The formulation is tested in three examples of different size and complexity. We solve a small example consisting of 2 lines, 3 products, and 5 tanks, spanning a two-week time horizon. This example illustrates the use of priority slots and the basic concept of multi-operation sequencing, where operations that can overlap are allowed to use the same priority slot. We solve two larger examples. In the first one, the system is extended to 8 products, 10 storage tanks, and 4 weeks; in the second one, the time horizon is further increased to cover 8 weeks. An important feature of the last example is that we consider a cyclic production schedule where inventory levels at the beginning and end of the time horizon have to be equal. The largest problem has 2,830 discrete variables, 36,011 continuous variables, and 87,745 constraints. Examples 1 and 2 are solved within optimality gap of 2% in less than 10 minutes of computations. However, Example 3 can only be solved within 6% of optimality after 7 CPU hours. An alternative for decreasing the computational complexity is considering unlimited storage in the cyclic schedule approach to determine the minimum storage space required to allocate all production.

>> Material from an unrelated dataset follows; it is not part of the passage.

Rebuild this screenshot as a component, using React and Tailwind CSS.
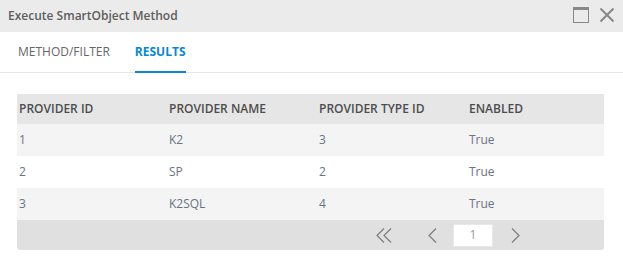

The results point out to the possibility of incorporating the MILP model into a decision support system in combination a Discrete Event Simulation (DES) model of a tank farm, such as the one proposed by Sharda and Vazquez (2009). 


Mouret S. I.E. Grossmann, and P. Pestiaux (2010).Time representations and mathematical models for process scheduling problems. Computers and Chemical Engineering, doi:10.1016/j.compchemeng.2010.07.007. 

Sharda B., and A. Vazquez (2009). Evaluating Capacity and Expansion Opportunities at Tank Farm: A Decision Support System using Discrete Event Simulation. Winter Simulation Conference 2009, 2218 – 2224.